Confirm the drop is really update-related

Before changing anything, a good SEO company verifies the cause. Traffic can fall for many reasons: seasonality, a tracking error, a site migration, lost backlinks, a manual action, or a separate spam update. The company should compare the date of your decline against confirmed Google update windows, check Search Console for manual actions, and review whether the loss is sitewide or limited to certain pages or topics. Treating a seasonal dip as an algorithm hit wastes months of effort.

Identify what the update rewards or penalizes

Once an update is confirmed as the cause, the next step is studying the pages that now outrank you. The company looks at what those pages do better in terms of depth, originality, accuracy, and clarity of intent.
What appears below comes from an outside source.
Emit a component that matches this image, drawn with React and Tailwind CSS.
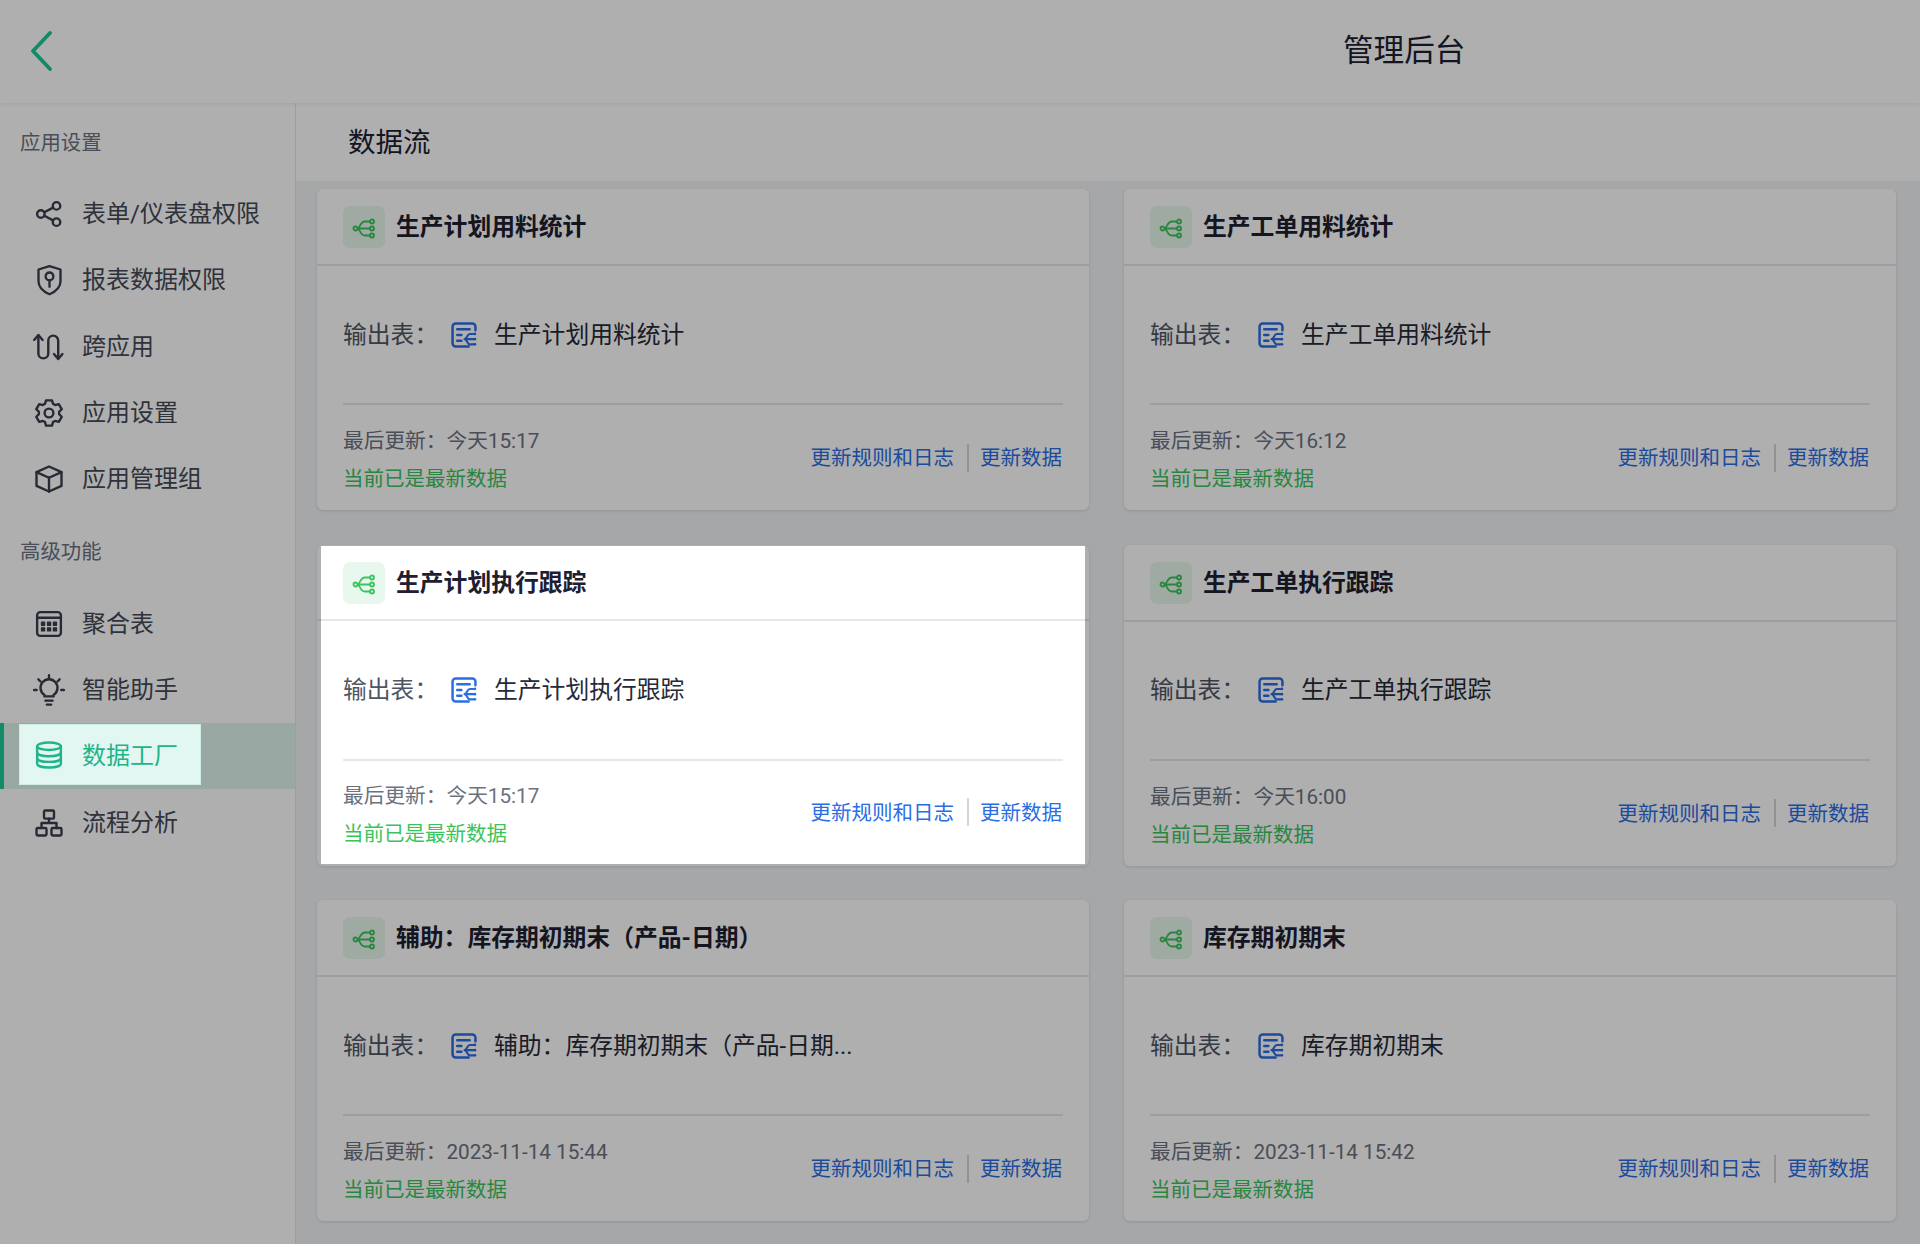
import React from "react";

const FONT = "[font-family:Roboto,'Noto_Sans_CJK_SC',sans-serif]";

const Svg = ({ children, className = "w-[30px] h-[30px]", sw = 1.9 }) => (
  <svg viewBox="0 0 24 24" fill="none" stroke="currentColor" strokeWidth={sw} strokeLinecap="round" strokeLinejoin="round" className={`shrink-0 ${className}`}>
    {children}
  </svg>
);

const icons = {
  share: (
    <Svg>
      <circle cx="18" cy="5.500" r="3" />
      <circle cx="5.500" cy="12" r="3" />
      <circle cx="18" cy="18.500" r="3" />
      <path d="M8.200 10.600l7.100-3.700M8.200 13.400l7.100 3.700" />
    </Svg>
  ),
  shield: (
    <Svg className="w-[33px] h-[33px]" sw={1.700}>
      <path d="M12 1.500l8 2.500v8.500c0 4-3.500 7.500-8 9.500-4.500-2-8-5.500-8-9.500V4z" />
      <circle cx="12" cy="9" r="2.800" />
      <path d="M12 11.800v4.700" />
    </Svg>
  ),
  cross: (
    <Svg className="w-[34px] h-[34px]" sw={1.700}>
      <path d="M1.500 7L4.500 3.500 7.500 7" />
      <path d="M4.500 4v12.500a3.500 3.500 0 0 0 7 0v-9a3.500 3.500 0 0 1 7 0V20" />
      <path d="M15.500 17l3 3.500 3-3.500" />
    </Svg>
  ),
  gear: (
    <Svg>
      <path d="M9.600 2.500h4.800l.8 2.900 1.700 1 2.900-.8 2.400 4.200-2.100 2.200v2l2.100 2.200-2.400 4.200-2.900-.8-1.700 1-.8 2.900H9.600l-.8-2.900-1.700-1-2.900.8-2.400-4.200 2.100-2.200v-2L1.800 9.800l2.400-4.200 2.900.8 1.700-1z" transform="translate(0 -0.500) scale(1 0.96)" />
      <circle cx="12" cy="12" r="3.500" />
    </Svg>
  ),
  box: (
    <Svg>
      <path d="M12 2l10 4.500v11L12 22 2 17.500v-11z" />
      <path d="M2 6.500L12 11l10-4.500M12 11v11" />
    </Svg>
  ),
  table: (
    <Svg>
      <rect x="2.500" y="2.500" width="19" height="19" rx="2.500" />
      <path d="M2.500 7h19" />
      <path d="M6 10.500h2.500V13H6zM10.800 10.500h2.500V13h-2.500zM15.500 10.500H18V13h-2.500zM6 15h2.500v2.500H6zM10.800 15h2.500v2.500h-2.500zM15.500 15H18v2.500h-2.500z" fill="currentColor" strokeWidth="1" />
    </Svg>
  ),
  bulb: (
    <Svg className="w-[34px] h-[34px]" sw={1.700}>
      <path d="M12 1.500v2.200M1.500 12h1.800M20.700 12h1.800M4.500 4.500L6 6M19.500 4.500L18 6" />
      <path d="M8.800 16.500v-1A6 6 0 1 1 15.200 15.500v1z" />
      <path d="M9.500 19.500h5M10.500 22.300h3" />
    </Svg>
  ),
  db: (
    <Svg>
      <ellipse cx="12" cy="5" rx="9.500" ry="3" />
      <path d="M2.500 5v14c0 1.800 4.300 3 9.500 3s9.500-1.200 9.500-3V5" />
      <path d="M2.500 10c0 1.800 4.300 3 9.500 3s9.500-1.200 9.500-3M2.500 14.500c0 1.800 4.300 3 9.500 3s9.500-1.200 9.500-3" />
    </Svg>
  ),
  flow: (
    <Svg>
      <rect x="8" y="2" width="8" height="6.500" rx="1" />
      <rect x="2" y="16" width="8" height="6" rx="1" />
      <rect x="14" y="16" width="8" height="6" rx="1" />
      <path d="M12 8.500V12M6 16v-4h12v4" />
    </Svg>
  ),
};

const DataflowIcon = () => (
  <svg viewBox="0 0 24 24" fill="none" stroke="currentColor" strokeWidth="1.800" className="w-[24px] h-[24px] mt-[2px] text-[#3cc45c]">
    <circle cx="3.500" cy="12.500" r="2" />
    <path d="M5.500 12.500H18.500M5.500 12.500C8 12.500 8 5.500 13 5.500H18.500M5.500 12.500C8 12.500 8 19.500 13 19.500H18.500" />
    <circle cx="20" cy="5.500" r="2" />
    <circle cx="20" cy="12.500" r="2" />
    <circle cx="20" cy="19.500" r="2" />
  </svg>
);

const TableFlowIcon = () => (
  <svg viewBox="0 0 25 25" fill="none" stroke="currentColor" strokeWidth="2.400" strokeLinecap="round" className="w-[26px] h-[26px] ml-[1px] text-[#2b6de5]">
    <path d="M23.500 8V4.500a3 3 0 0 0-3-3H4.500a3 3 0 0 0-3 3v16a3 3 0 0 0 3 3H17" />
    <path d="M6 7h12M6 12.500h4M6 18h4" />
    <path d="M13 16.500h9M13 16.500c2.500 0 2.500-5 5-5h3.500M13 16.500c2.500 0 2.500 5 5 5h3.500" strokeWidth="2" />
    <circle cx="23" cy="11.500" r="1.300" fill="currentColor" stroke="none" />
    <circle cx="23" cy="16.500" r="1.300" fill="currentColor" stroke="none" />
    <circle cx="23" cy="21.500" r="1.300" fill="currentColor" stroke="none" />
  </svg>
);

const NavItem = ({ icon, label, active }) =>
  active ? (
    <div className="h-[66.300px] bg-[#e0f5ef] border-l-[4px] border-[#1cc998] pl-[15px] pt-[1px]">
      <div className="relative z-20 w-[182px] h-[61px] bg-[#e2f7f1] border border-[#cdeee4] flex items-center pl-[16px] gap-[20px] text-[#1fb48a]">
        <span className="w-[26px] flex justify-center">{icons[icon]}</span>
        <span className="text-[24px] leading-none pt-[2px]">{label}</span>
      </div>
    </div>
  ) : (
    <div className="h-[66.300px] flex items-center pl-[36px] gap-[20px] text-[#454956]">
      <span className="w-[26px] flex justify-center text-[#3a3e4d]">{icons[icon]}</span>
      <span className="text-[24px] leading-none">{label}</span>
    </div>
  );

const Card = ({ title, output, time, hl }) => {
  const inner = (
    <>
      <div className={`${hl ? "h-[75px] pl-[22px] pr-[22px]" : "h-[77px] pl-[26px] pr-[26px]"} shrink-0 flex items-center gap-[11px] border-b-[2px] border-[#e5e7eb]`}>
        <div className={`w-[42px] h-[42px] ${hl ? "mt-[2px]" : "mt-[1px]"} rounded-[7px] bg-[#e8f8ee] flex items-center justify-center`}>
          <DataflowIcon />
        </div>
        <span className={`text-[23.800px] font-bold text-[#1c2030] leading-none ${hl ? "pt-[4px]" : "pt-[3px]"}`}>{title}</span>
      </div>
      <div className={`${hl ? "px-[22px]" : "px-[26px]"} flex-1 flex flex-col`}>
        <div className={`${hl ? "h-[140px]" : "h-[139px]"} shrink-0 flex items-center border-b-[2px] border-[#e5e7eb]`}>
          <span className="text-[23.800px] text-[#4e5563] w-[107px] leading-none pt-[2px]">输出表：</span>
          <TableFlowIcon />
          <span className="text-[23.800px] text-[#262a38] ml-[17px] leading-none pt-[2px]">{output}</span>
        </div>
        <div className="flex-1 flex items-center justify-between">
          <div className="flex flex-col gap-[17px] pt-[6px]">
            <span className="text-[20.700px] leading-[21px] text-[#6b7280]">最后更新：{time}</span>
            <span className="text-[20.500px] leading-[21px] text-[#3cc45c]">当前已是最新数据</span>
          </div>
          <div className="flex items-center text-[20.500px] text-[#2b6de5] leading-none pt-[2px] mr-[1px]">
            <span>更新规则和日志</span>
            <span className="w-[2px] h-[28px] bg-[#d1d5db] ml-[13px] mr-[11px] -mt-[2px]" />
            <span>更新数据</span>
          </div>
        </div>
      </div>
    </>
  );
  return (
    <div className="h-[321px] rounded-[6px] bg-white shadow-[0_1px_3px_rgba(0,0,0,0.12)] flex flex-col relative">
      {hl ? (
        <>
          <div className="absolute left-0 right-0 top-[74px] h-[2px] bg-[#e5e7eb]" />
          <div className="relative z-20 mx-[4px] mt-[1px] mb-[2px] flex-1 flex flex-col bg-white">{inner}</div>
        </>
      ) : (
        inner
      )}
    </div>
  );
};

const cards = [
  { title: "生产计划用料统计", output: "生产计划用料统计", time: "今天15:17" },
  { title: "生产工单用料统计", output: "生产工单用料统计", time: "今天16:12" },
  { title: "生产计划执行跟踪", output: "生产计划执行跟踪", time: "今天15:17", hl: true },
  { title: "生产工单执行跟踪", output: "生产工单执行跟踪", time: "今天16:00" },
  { title: "辅助：库存期初期末（产品-日期）", output: "辅助：库存期初期末（产品-日期...", time: "2023-11-14 15:44" },
  { title: "库存期初期末", output: "库存期初期末", time: "2023-11-14 15:42" },
];

export default function App() {
  return (
    <div className={`relative w-full h-[1244px] overflow-hidden bg-white flex flex-col ${FONT}`}>
      <header className="h-[103px] shrink-0 bg-white shadow-[0_1px_4px_rgba(0,0,0,0.08)] relative z-[1] flex items-center">
        <svg viewBox="0 0 24 40" fill="none" stroke="currentColor" strokeWidth="3.800" strokeLinecap="round" strokeLinejoin="round" className="absolute left-[30px] top-[31px] w-[24px] h-[40px] text-[#1cc998]">
          <path d="M20 2L3 20l17 18" />
        </svg>
        <div className="ml-[1343px] text-[30.600px] leading-none text-[#1c2030]">管理后台</div>
      </header>
      <div className="flex-1 flex min-h-0">
        <aside className="w-[296px] shrink-0 bg-white border-r border-[#e5e7eb]">
          <div className="h-[78px] pl-[20px] pt-[2px] flex items-center text-[20.400px] text-[#6b7280] leading-none">应用设置</div>
          <NavItem icon="share" label="表单/仪表盘权限" />
          <NavItem icon="shield" label="报表数据权限" />
          <NavItem icon="cross" label="跨应用" />
          <NavItem icon="gear" label="应用设置" />
          <NavItem icon="box" label="应用管理组" />
          <div className="h-[78px] pl-[20px] pt-[2px] flex items-center text-[20.400px] text-[#6b7280] leading-none">高级功能</div>
          <NavItem icon="table" label="聚合表" />
          <NavItem icon="bulb" label="智能助手" />
          <NavItem icon="db" label="数据工厂" active />
          <NavItem icon="flow" label="流程分析" />
        </aside>
        <main className="flex-1 bg-[#f2f3f5] min-w-0">
          <div className="h-[78px] bg-white pl-[52px] pt-[2px] flex items-center text-[27.500px] text-[#1c2030] leading-none">数据流</div>
          <div className="grid grid-cols-2 gap-x-[35px] gap-y-[34.500px] pl-[21px] pr-[24px] pt-[8px]">
            {cards.map((c) => (
              <Card key={c.title} {...c} />
            ))}
          </div>
        </main>
      </div>
      <div className="absolute inset-0 z-10 bg-[rgba(0,0,0,0.314)]" />
    </div>
  );
}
Google publishes a set of content quality questions in its guidance, and these are far more useful than trying to reverse-engineer the algorithm. The honest question for each affected page is whether it offers something that does not already exist in search results: original information, first-hand experience, real analysis, or a credible expert view.

Improve content quality and fix the underlying issues

This is where most of the recovery work happens. Typical actions include rewriting thin or shallow pages so they fully answer the question, removing or consolidating low-value pages that drag down the whole site, merging overlapping articles into one stronger page, and updating outdated information with current, accurate detail. Adding more words alone does not help. Cosmetic changes, such as editing a publish date without improving the page, can make things worse, since Google can detect changes that add no real value.

The company should also strengthen experience, expertise, authoritativeness, and trust signals: clear author information and credentials, accurate sourcing, and content that demonstrates genuine knowledge of the subject. For health, finance, or legal topics, those trust signals carry extra weight. Technical health, including site speed and a clean structure, supports the effort but is rarely the main cause of a core update loss.

Wait for the next update or recrawl

Even after the work is done, rankings do not return immediately. Google has to recrawl and re-evaluate the changed pages, and improvements often register fully only when the next core update runs. Realistic timelines run from several weeks for clear technical fixes to roughly three to six months for broader content rebuilds. Sites that prune weak content and genuinely improve key pages tend to recover faster than sites that make small edits everywhere.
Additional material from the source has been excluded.